Why the URI in the above command? The few svn commands that need to deal directly with a repository refer to it by a URL. file:// URLs refer to repositories on a local disk. Subversion also supports http:// and https:// URIs for remote, Apache-powered Subversion servers.

In fact, in order to organize your repository better, it's preferable to create a directory for your project, importing your files into a trunk subdirectory. We'll see the precise reasons for it later. Instead of the above command, use:

$ svn mkdir file:///home/rafael/svn/frobnizer -m 'Create frobnizer project'
$ svn import /home/rafael/frobnizer file:///home/rafael/svn \
	frobnizer/trunk -m 'Initial import of frobnizer project'

The first command, mkdir, creates an empty subdirectory, frobnizer.

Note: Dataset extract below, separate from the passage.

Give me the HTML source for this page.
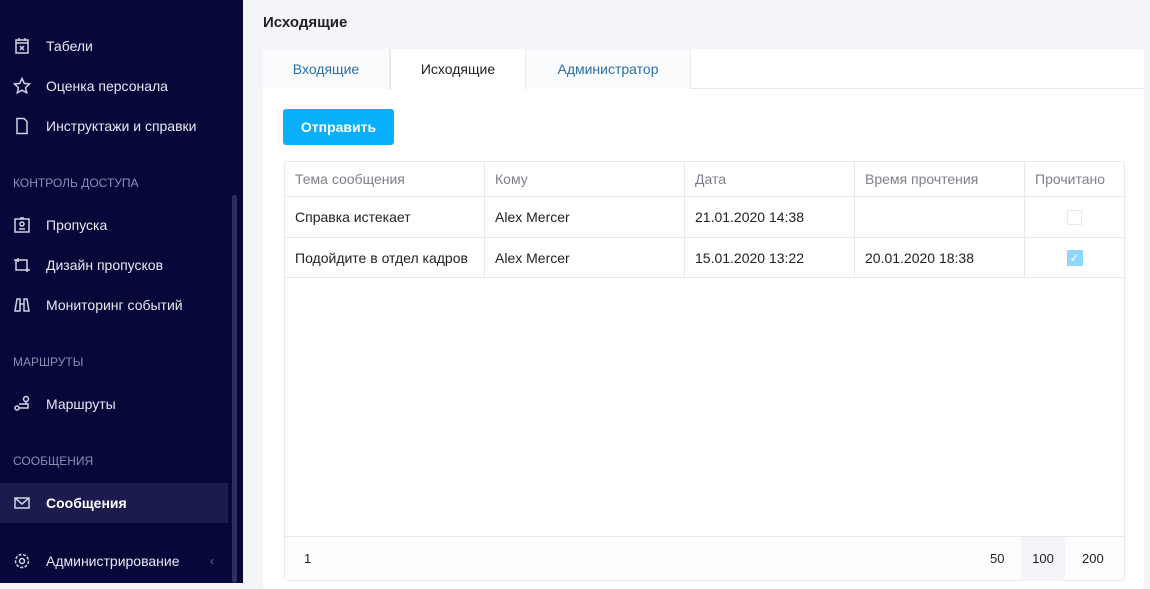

It also labels this change with the log message Create frobnizer project. The second command performs the actual import, adding its own log message.

You can create as many repositories as you like. If you work on several different, unrelated projects, you may want independent repositories for each. This will enable you to handle and to move them separately later.

Check out a working copy

You don't work directly in the repository. To make changes to your files, you must check out a working copy of the whole repository or of one of its subdirectories. To do this, use checkout, performed here in a new frobwork directory:

$ svn checkout file:///home/rafael/svn/frobnizer ~/frobwork

This working copy contains all files that you've checked out, and you can now safely edit them. Hidden .svn subdirectories will also contain client-side state data. These files allow Subversion to perform some operations without dealing directly with the repository. This allows you to work off-line even if the repository is normally network accessible.